About — The Right-Sized LLM Benchmark

What this is

An independent, transparent LLM benchmark with one job: for each step of an LLM-backed pipeline, show the cheapest model that’s actually good enough — not the best model by default.

It runs on a premise most leaderboards ignore: production tasks have a quality threshold, not a maximum. Once a model clears the bar, extra capability is headroom you pay for and never use. So instead of ranking models head-to-head in aggregate, we score them per capability and rank the qualifiers by cost.

Every score here is derived from real production workloads — the financial-analysis pipeline run by KAPUALabs LLC through DTP. Not synthetic test sets, not customer data, not self-reported model numbers.

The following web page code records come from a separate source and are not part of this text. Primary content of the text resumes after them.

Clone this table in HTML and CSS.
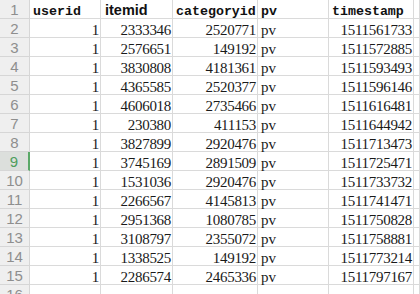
FILE: index.html
```html
<!DOCTYPE html>
<html>
<head>
<meta charset="utf-8">
<link rel="stylesheet" href="styles.css">
</head>
<body>
<div class="sheet">
  <div class="row">
    <div class="rh">1</div>
    <div class="c hd">userid</div>
    <div class="c hd sans">itemid</div>
    <div class="c hd">categoryid</div>
    <div class="c hd">pv</div>
    <div class="c hd">timestamp</div>
    <div class="c"></div>
  </div>
  <div class="row"><div class="rh">2</div><div class="c n">1</div><div class="c n">2333346</div><div class="c n">2520771</div><div class="c t">pv</div><div class="c n">1511561733</div><div class="c"></div></div>
  <div class="row"><div class="rh">3</div><div class="c n">1</div><div class="c n">2576651</div><div class="c n">149192</div><div class="c t">pv</div><div class="c n">1511572885</div><div class="c"></div></div>
  <div class="row"><div class="rh">4</div><div class="c n">1</div><div class="c n">3830808</div><div class="c n">4181361</div><div class="c t">pv</div><div class="c n">1511593493</div><div class="c"></div></div>
  <div class="row"><div class="rh">5</div><div class="c n">1</div><div class="c n">4365585</div><div class="c n">2520377</div><div class="c t">pv</div><div class="c n">1511596146</div><div class="c"></div></div>
  <div class="row"><div class="rh">6</div><div class="c n">1</div><div class="c n">4606018</div><div class="c n">2735466</div><div class="c t">pv</div><div class="c n">1511616481</div><div class="c"></div></div>
  <div class="row"><div class="rh">7</div><div class="c n">1</div><div class="c n">230380</div><div class="c n">411153</div><div class="c t">pv</div><div class="c n">1511644942</div><div class="c"></div></div>
  <div class="row"><div class="rh">8</div><div class="c n">1</div><div class="c n">3827899</div><div class="c n">2920476</div><div class="c t">pv</div><div class="c n">1511713473</div><div class="c"></div></div>
  <div class="row"><div class="rh sel">9</div><div class="c n">1</div><div class="c n">3745169</div><div class="c n">2891509</div><div class="c t">pv</div><div class="c n">1511725471</div><div class="c"></div></div>
  <div class="row"><div class="rh">10</div><div class="c n">1</div><div class="c n">1531036</div><div class="c n">2920476</div><div class="c t">pv</div><div class="c n">1511733732</div><div class="c"></div></div>
  <div class="row"><div class="rh">11</div><div class="c n">1</div><div class="c n">2266567</div><div class="c n">4145813</div><div class="c t">pv</div><div class="c n">1511741471</div><div class="c"></div></div>
  <div class="row"><div class="rh">12</div><div class="c n">1</div><div class="c n">2951368</div><div class="c n">1080785</div><div class="c t">pv</div><div class="c n">1511750828</div><div class="c"></div></div>
  <div class="row"><div class="rh">13</div><div class="c n">1</div><div class="c n">3108797</div><div class="c n">2355072</div><div class="c t">pv</div><div class="c n">1511758881</div><div class="c"></div></div>
  <div class="row"><div class="rh">14</div><div class="c n">1</div><div class="c n">1338525</div><div class="c n">149192</div><div class="c t">pv</div><div class="c n">1511773214</div><div class="c"></div></div>
  <div class="row"><div class="rh">15</div><div class="c n">1</div><div class="c n">2286574</div><div class="c n">2465336</div><div class="c t">pv</div><div class="c n">1511797167</div><div class="c"></div></div>
  <div class="row"><div class="rh">16</div><div class="c"></div><div class="c"></div><div class="c"></div><div class="c"></div><div class="c"></div><div class="c"></div></div>
</div>
</body>
</html>
```
FILE: styles.css
```css
html, body {
  margin: 0;
  padding: 0;
  background: #ffffff;
  overflow: hidden;
}
.sheet {
  width: 420px;
  height: 294px;
  overflow: hidden;
}
.row {
  display: grid;
  grid-template-columns: 30px 71px 72px 85px 71px 85px 6px;
  height: 19px;
}
.rh, .c {
  box-sizing: border-box;
  height: 19px;
  border-right: 1px solid #dadada;
  border-bottom: 1px solid #dadada;
  white-space: nowrap;
}
.rh {
  background: #efefef;
  border-color: #d6d6d6;
  color: #8e8e8e;
  font-family: "Liberation Sans", Arial, sans-serif;
  font-size: 15px;
  line-height: 15px;
  padding-top: 2px;
  text-align: center;
}
.rh.sel {
  background: #dcdfdc;
  color: #4f9e5c;
  border-right: 2px solid #5aa867;
}
.c {
  padding-top: 4px;
  line-height: 15px;
  overflow: visible;
  color: #1a1a1a;
}
.hd {
  font-family: "Liberation Mono", "Courier New", monospace;
  font-weight: bold;
  font-size: 13.3px;
  padding-left: 3px;
  color: #111;
}
.hd.sans {
  font-family: "Liberation Sans", Arial, sans-serif;
  font-size: 14.5px;
  padding-top: 2.5px;
  padding-left: 4px;
}
.n {
  font-family: "Liberation Serif", "Times New Roman", serif;
  font-size: 15px;
  letter-spacing: -0.3px;
  text-align: right;
  padding-right: 1px;
}
.t {
  font-family: "Liberation Serif", "Times New Roman", serif;
  font-size: 15px;
  padding-left: 3px;
}
```
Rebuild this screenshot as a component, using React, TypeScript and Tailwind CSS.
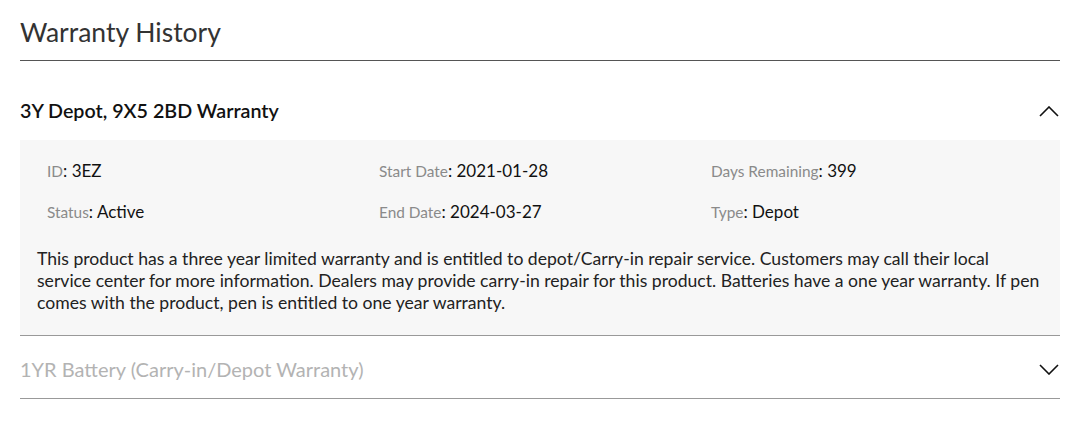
interface Field {
  label: string;
  value: string;
}

const fields: Field[] = [
  { label: 'ID', value: '3EZ' },
  { label: 'Start Date', value: '2021-01-28' },
  { label: 'Days Remaining', value: '399' },
  { label: 'Status', value: 'Active' },
  { label: 'End Date', value: '2024-03-27' },
  { label: 'Type', value: 'Depot' },
];

function Chevron({ up }: { up?: boolean }) {
  return (
    <svg width="20" height="11" viewBox="0 0 20 11" fill="none" className="mr-[1px]">
      <polyline
        points={up ? '1,10 10,1 19,10' : '1,1 10,10 19,1'}
        stroke="#111"
        strokeWidth="1.6"
      />
    </svg>
  );
}

function FieldItem({ label, value }: Field) {
  return (
    <div className="flex items-baseline leading-[24px]">
      <span className="text-[15.4px] text-[#8a8a8a]">{label}</span>
      <span className="text-[17px] text-[#111]">: {value}</span>
    </div>
  );
}

export default function App() {
  return (
    <div
      className="w-[1080px] h-[428px] bg-white px-5 pt-[14px]"
      style={{ fontFamily: 'Lato, "Open Sans", sans-serif' }}
    >
      <h1 className="text-[26.5px] leading-[36px] text-[#333] pb-[10px] border-b border-[#555]">
        Warranty History
      </h1>

      <section>
        <button className="w-full h-[79px] pt-[21px] flex items-center justify-between">
          <span className="text-[19.7px] font-semibold text-[#111]">3Y Depot, 9X5 2BD Warranty</span>
          <Chevron up />
        </button>
        <div className="bg-[#f7f7f7] pl-[17px] pr-[16px] pt-[19px] pb-[21px] border-b border-[#999]">
          <div className="grid grid-cols-[332px_332px_1fr] gap-y-[17px] pl-[10px]">
            {fields.map((f) => (
              <FieldItem key={f.label} {...f} />
            ))}
          </div>
          <p className="mt-[24px] text-[17.6px] leading-[22px] text-[#222]">
            This product has a three year limited warranty and is entitled to depot/Carry-in repair service.
            Customers may call their local service center for more information. Dealers may provide carry-in
            repair for this product. Batteries have a one year warranty. If pen comes with the product, pen is
            entitled to one year warranty.
          </p>
        </div>
      </section>

      <section>
        <button className="w-full h-[63px] pt-[4px] flex items-center justify-between border-b border-[#999]">
          <span className="text-[20px] text-[#b3b3b3]">1YR Battery (Carry-in/Depot Warranty)</span>
          <Chevron />
        </button>
      </section>
    </div>
  );
}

How it works (the short version)

Each task’s input goes to every candidate model in parallel.
A panel of LLM judges grades every output; scores are normalized per-judge, so a strict judge doesn’t sink the models it rates.
A score is only published once enough judges agree to trust it (confidence-gated). Anything we’re unsure about stays hidden.
Among models that clear your quality bar, rows sort by cost ascending.
The default “good enough” threshold is recomputed weekly from where the savings actually are.

Full mechanics — quality score, confidence bands, the slider, the cost math — live on the methodology page.

Reproducibility

The system and user prompt templates for every capability are published on its task page (the “Prompt templates” section).
Evaluation rubrics are listed on each task page.
One curated example input/output pair per capability.
Snapshots are immutable; the JSON payload that drives the site is committed to git on every publish.

Prompt + rubric + model + typical input shape is everything you need to reproduce a given score.

Cadence

Weekly snapshots, Monday mornings — plus ad-hoc snapshots when a new best-in-class model lands. The public site shows the most recent five in the changelog; full history lives in our backend. A writeup of each snapshot goes out in the journal — subscribe by email.

Who runs it

KAPUALabs LLC, alongside nova.kapualabs.com, where the source workloads originate. Questions, corrections, disagreements: bench@kapualabs.com.

Legal

Independent benchmarking. Results are derived from KAPUALabs LLC’s own production workloads, not from customer data. Each model links to its provider’s terms of service.